Sembrava che Putin avesse ottenuto quel che desiderava: dimostrare agli altri ex Paesi sovietici di poter impedire nuove rivoluzione popolari sostenute da Washington, come quelle rosa di Tbilisi e arancione di Kiev. E il primo a compiacersi era, ovviamente, Lukashenko, persuaso di poter restare in sella per molti anni a venire. Ma poi improvvisamente, ai primi di aprile, l’atteggiamento di Mosca è mutato. La Gazprom, che durante la crisi del gas con l’Ucraina aveva garantito al governo di Minsk forniture a prezzi sovietici, in aprile annuncia a un esterrefatto Lukashenko che dal primo gennaio 2007 avrebbe dovuto pagare il metano a prezzi di mercato, pari ad almeno 145 dollari rispetto ai 45 attuali: il triplo. Un fardello insostenibile per l’economia di un Paese che ha chiuso le porte all’Europa e dipende al 90% da quella russa.
Smarrimento, polemiche e nuove trattative. Per un mese cala il silenzio. Ora il quotidiano Kommersant, solitamente bene informato, rivela che lo scorso 9 maggio il capo del Cremlino ha firmato una direttiva in cui ordina «la fine a qualsiasi forma di sovvenzione diretta o indiretta» alla Bielorussia. Dunque non solo per il gas. Lukashenko è in trappola: non può invocare il sostegno dell’Occidente, che lo ha messo al bando, né ribellarsi a Putin, perché ciò significherebbe la bancarotta. Deve solo accettare le condizioni di Mosca. In fondo non è complicato. Basta una firma e concludere un progetto di cui si parla da anni: l’unificazione di Russia e Bielorussia. È la soluzione dell’enigma: Putin resterebbe al Cremlino in qualità non di presidente russo, ma della nuova Federazione. 2008, l’anno zero della seconda era. Tutto in regola, tutto legale.

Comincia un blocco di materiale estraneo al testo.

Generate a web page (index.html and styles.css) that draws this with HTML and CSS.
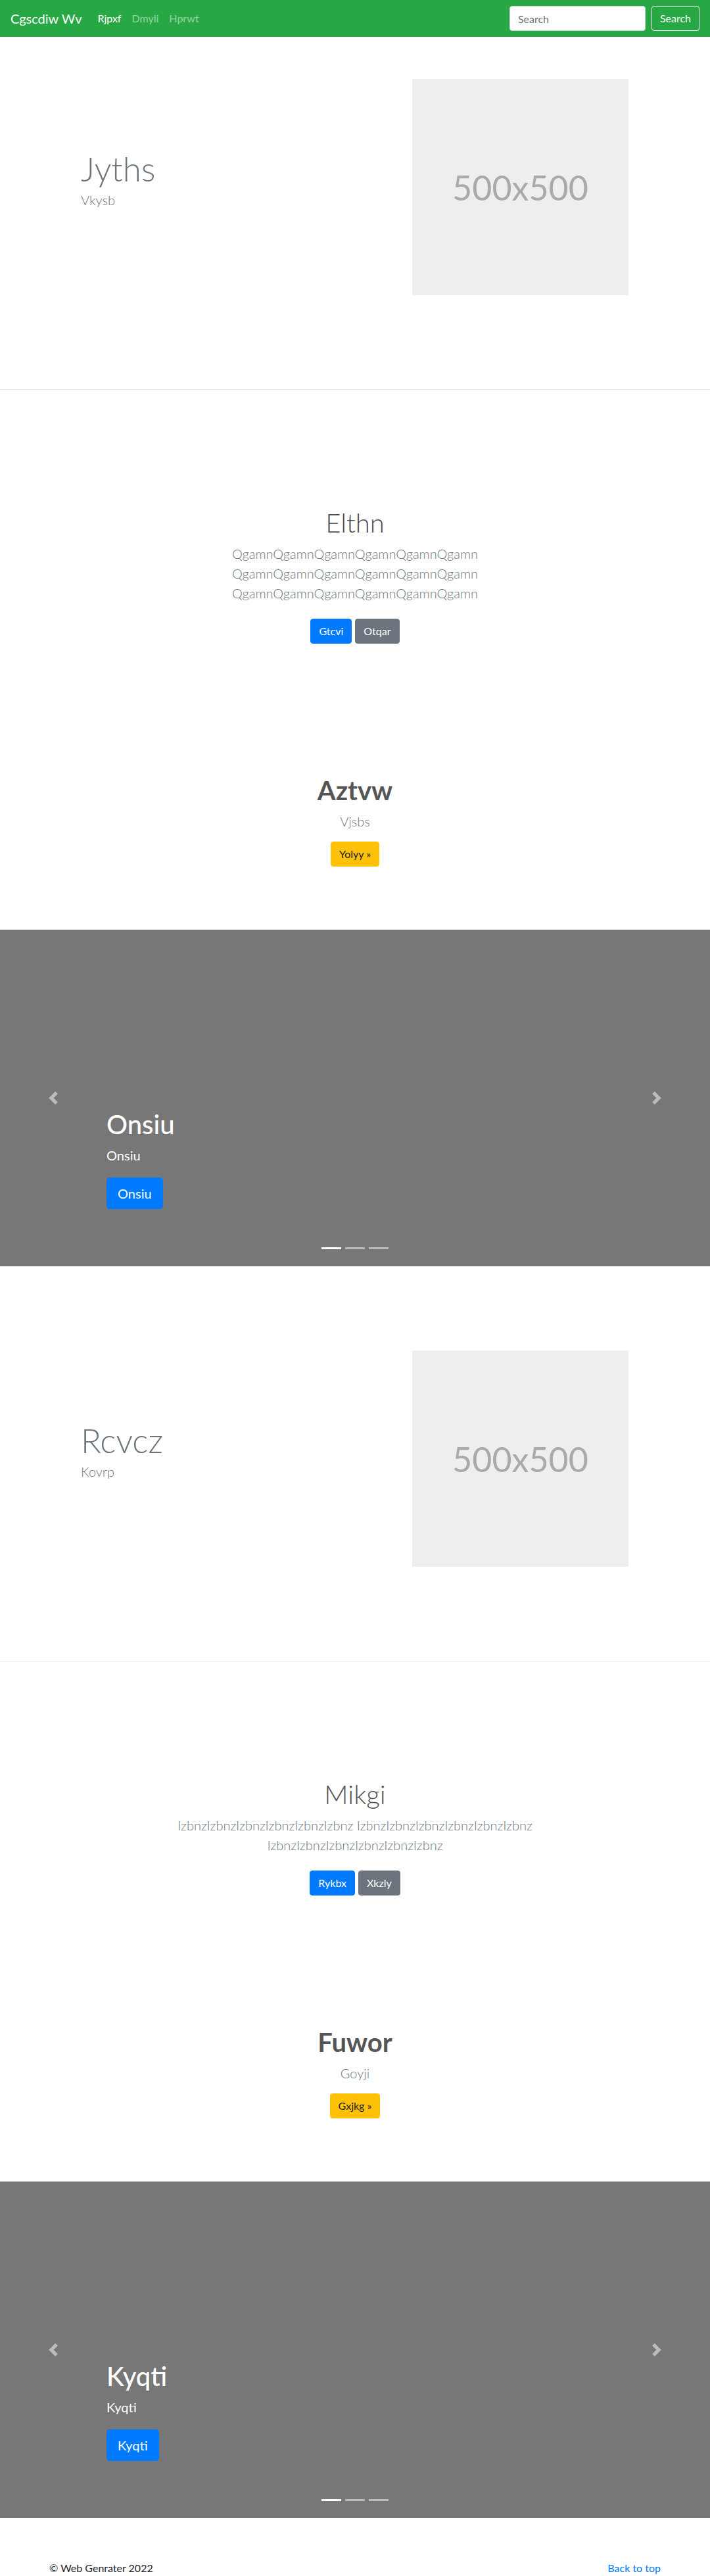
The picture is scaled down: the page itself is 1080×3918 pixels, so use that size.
FILE: index.html
```html
<!DOCTYPE html>
<html lang="en">
<head>
<meta charset="utf-8">
<title>Cgscdiw Wv</title>
<link rel="stylesheet" href="styles.css">
</head>
<body>
<nav class="navbar">
  <a class="brand" href="#">Cgscdiw Wv</a>
  <ul class="nav-links">
    <li><a class="nav-link active" href="#">Rjpxf</a></li>
    <li><a class="nav-link" href="#">Dmyli</a></li>
    <li><a class="nav-link" href="#">Hprwt</a></li>
  </ul>
  <form class="search">
    <input class="search-input" type="text" placeholder="Search">
    <button class="search-btn" type="button">Search</button>
  </form>
</nav>

<main>
  <section class="hero">
    <div class="hero-inner">
      <div class="hero-text">
        <h1 class="hero-title">Jyths</h1>
        <p class="hero-lead">Vkysb</p>
      </div>
      <div class="placeholder">500x500</div>
    </div>
  </section>

  <section class="intro">
    <h1 class="intro-title">Elthn</h1>
    <p class="intro-text">QgamnQgamnQgamnQgamnQgamnQgamn QgamnQgamnQgamnQgamnQgamnQgamn QgamnQgamnQgamnQgamnQgamnQgamn</p>
    <div class="btn-row">
      <a class="btn btn-primary" href="#">Gtcvi</a>
      <a class="btn btn-secondary" href="#">Otqar</a>
    </div>
  </section>

  <section class="feature">
    <h1 class="feature-title">Aztvw</h1>
    <p class="feature-text">Vjsbs</p>
    <a class="btn btn-warning" href="#">Yolyy &raquo;</a>
  </section>

  <div class="carousel">
    <ol class="carousel-indicators">
      <li class="indicator active"></li>
      <li class="indicator"></li>
      <li class="indicator"></li>
    </ol>
    <div class="carousel-caption">
      <h1 class="caption-title">Onsiu</h1>
      <p class="caption-text">Onsiu</p>
      <a class="btn btn-primary btn-lg" href="#">Onsiu</a>
    </div>
    <a class="carousel-control prev" href="#"><svg width="20" height="20" viewBox="0 0 8 8"><path fill="#fff" d="M5.25 0l-4 4 4 4 1.5-1.5L4.25 4l2.5-2.5L5.25 0z"/></svg></a>
    <a class="carousel-control next" href="#"><svg width="20" height="20" viewBox="0 0 8 8"><path fill="#fff" d="M2.75 0l-1.5 1.5L3.75 4l-2.5 2.5L2.75 8l4-4-4-4z"/></svg></a>
  </div>

  <section class="hero">
    <div class="hero-inner">
      <div class="hero-text">
        <h1 class="hero-title">Rcvcz</h1>
        <p class="hero-lead">Kovrp</p>
      </div>
      <div class="placeholder">500x500</div>
    </div>
  </section>

  <section class="intro">
    <h1 class="intro-title">Mikgi</h1>
    <p class="intro-text">IzbnzIzbnzIzbnzIzbnzIzbnzIzbnz IzbnzIzbnzIzbnzIzbnzIzbnzIzbnz IzbnzIzbnzIzbnzIzbnzIzbnzIzbnz</p>
    <div class="btn-row">
      <a class="btn btn-primary" href="#">Rykbx</a>
      <a class="btn btn-secondary" href="#">Xkzly</a>
    </div>
  </section>

  <section class="feature">
    <h1 class="feature-title">Fuwor</h1>
    <p class="feature-text">Goyji</p>
    <a class="btn btn-warning" href="#">Gxjkg &raquo;</a>
  </section>

  <div class="carousel">
    <ol class="carousel-indicators">
      <li class="indicator active"></li>
      <li class="indicator"></li>
      <li class="indicator"></li>
    </ol>
    <div class="carousel-caption">
      <h1 class="caption-title">Kyqti</h1>
      <p class="caption-text">Kyqti</p>
      <a class="btn btn-primary btn-lg" href="#">Kyqti</a>
    </div>
    <a class="carousel-control prev" href="#"><svg width="20" height="20" viewBox="0 0 8 8"><path fill="#fff" d="M5.25 0l-4 4 4 4 1.5-1.5L4.25 4l2.5-2.5L5.25 0z"/></svg></a>
    <a class="carousel-control next" href="#"><svg width="20" height="20" viewBox="0 0 8 8"><path fill="#fff" d="M2.75 0l-1.5 1.5L3.75 4l-2.5 2.5L2.75 8l4-4-4-4z"/></svg></a>
  </div>
</main>

<footer class="footer">
  <p>&copy; Web Genrater 2022</p>
  <p><a href="#">Back to top</a></p>
</footer>
</body>
</html>
```

FILE: styles.css
```css
* { box-sizing: border-box; }

body {
  margin: 0;
  font-family: Lato, "Noto Sans", "Open Sans", sans-serif;
  font-size: 16px;
  line-height: 1.5;
  color: #212529;
  background: #fff;
}

h1, p { margin: 0; }

/* Navbar */
.navbar {
  display: flex;
  align-items: center;
  height: 56px;
  padding: 0 16px;
  background: #28a745;
}
.brand {
  font-size: 20px;
  line-height: 30px;
  color: #fff;
  margin-right: 16px;
  text-decoration: none;
}
.nav-links {
  display: flex;
  list-style: none;
  margin: 0;
  padding: 0;
}
.nav-link {
  display: block;
  padding: 8px;
  color: rgba(255, 255, 255, 0.5);
  text-decoration: none;
}
.nav-link.active { color: #fff; }

.search {
  margin: 0 0 0 auto;
  display: flex;
  gap: 9px;
}
.search-input {
  width: 207px;
  height: 38px;
  padding: 6px 12px;
  border: 1px solid #ced4da;
  border-radius: 4px;
  font: inherit;
  color: #495057;
  background: #fff;
}
.search-input::placeholder { color: #6c757d; }
.search-btn {
  height: 38px;
  padding: 6px 12px;
  border: 1px solid #f8f9fa;
  border-radius: 4px;
  background: transparent;
  color: #f8f9fa;
  font: inherit;
}

/* Hero */
.hero {
  padding: 64px 0 143px;
  border-bottom: 1px solid #e5e5e5;
}
.hero-inner {
  width: 960px;
  margin: 0 auto;
  padding: 0 64px 0 63px;
  display: grid;
  grid-template-columns: 1fr 1fr;
  align-items: center;
}
.hero-title {
  font-size: 51px;
  font-weight: 300;
  line-height: 1.2;
  color: #6c757d;
  margin-bottom: 1px;
}
.hero-lead {
  font-size: 20px;
  font-weight: 300;
  color: #6c757d;
  margin-bottom: 24px;
}
.placeholder {
  justify-self: end;
  width: 329px;
  height: 329px;
  background: #eee;
  color: #aaa;
  font-size: 52px;
  display: flex;
  align-items: center;
  justify-content: center;
}

/* Intro */
.intro {
  padding-top: 178px;
  text-align: center;
}
.intro-title {
  font-size: 40px;
  font-weight: 300;
  line-height: 1.2;
  color: #4f4f4f;
  margin-bottom: 8px;
}
.intro-text {
  width: 610px;
  margin: 0 auto 24px;
  font-size: 20px;
  font-weight: 300;
  color: #6c757d;
}
.btn-row {
  display: flex;
  justify-content: center;
  gap: 5px;
}

/* Buttons */
.btn {
  display: inline-block;
  padding: 6px 12px;
  border: 1px solid transparent;
  border-radius: 4px;
  font-size: 16px;
  line-height: 24px;
  color: #fff;
  text-decoration: none;
}
.btn-primary { background: #007bff; border-color: #007bff; }
.btn-secondary { background: #6c757d; border-color: #6c757d; }
.btn-warning { background: #ffc107; border-color: #ffc107; color: #212529; }
.btn-lg {
  padding: 8px 16px;
  font-size: 20px;
  line-height: 30px;
  border-radius: 5px;
}

/* Feature */
.feature {
  padding: 199px 0 96px;
  text-align: center;
}
.feature-title {
  font-size: 40px;
  font-weight: 700;
  line-height: 1.2;
  color: #555;
  margin-bottom: 8px;
}
.feature-text {
  font-size: 20px;
  font-weight: 300;
  color: #6c757d;
  margin-bottom: 16px;
}

/* Carousel */
.carousel {
  position: relative;
  height: 512px;
  background: #777;
  margin-bottom: 64px;
  overflow: hidden;
}
.carousel-caption {
  position: absolute;
  left: 15%;
  right: 15%;
  bottom: 87px;
  display: flex;
  flex-direction: column;
  align-items: flex-start;
  color: #fff;
  z-index: 2;
}
.caption-title {
  font-size: 40px;
  font-weight: 500;
  line-height: 1.2;
  margin-bottom: 8px;
}
.caption-text {
  font-size: 20px;
  line-height: 30px;
  margin-bottom: 19px;
}

.carousel-control {
  position: absolute;
  top: 0;
  bottom: 0;
  width: 15%;
  display: flex;
  align-items: center;
  justify-content: center;
  opacity: 0.5;
}
.carousel-control.prev { left: 0; }
.carousel-control.next { right: 0; }

.carousel-indicators {
  position: absolute;
  left: 0;
  right: 0;
  bottom: 26px;
  display: flex;
  justify-content: center;
  gap: 6px;
  list-style: none;
  margin: 0;
  padding: 0;
  z-index: 3;
}
.indicator {
  width: 30px;
  height: 3px;
  background: #fff;
  opacity: 0.5;
}
.indicator.active { opacity: 1; }

/* Footer */
.footer {
  width: 960px;
  margin: 0 auto;
  padding: 0 15px;
  display: flex;
  justify-content: space-between;
}
.footer a {
  color: #007bff;
  text-decoration: none;
}
```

E allora si capisce a che cosa alluda il presidente del Senato Mironov quando prevede «che il capo dello Stato troverà il suo posto» e che «potrà esercitare a lungo la sua grande autorità». Fonti anonime, citate sempre da Kommersant, confermano: la strada è quella e Lukashenko, che tenta di resistere, finirà per cedere. Non è l’unico a subire energiche pressioni, di questi tempi.

Ieri il Cremlino ha annunciato il licenziamento di una ventina di alti funzionari dell’intelligence, degli Interni e della procura, tra cui il responsabile delle Dogane e alcuni vice capodipartimenti dell’Fsb, l’ex Kgb. L’obiettivo è nobile: combattere la corruzione. Il metodo tradizionale: l’ukaze, o meglio, una purga, in stile sovietico.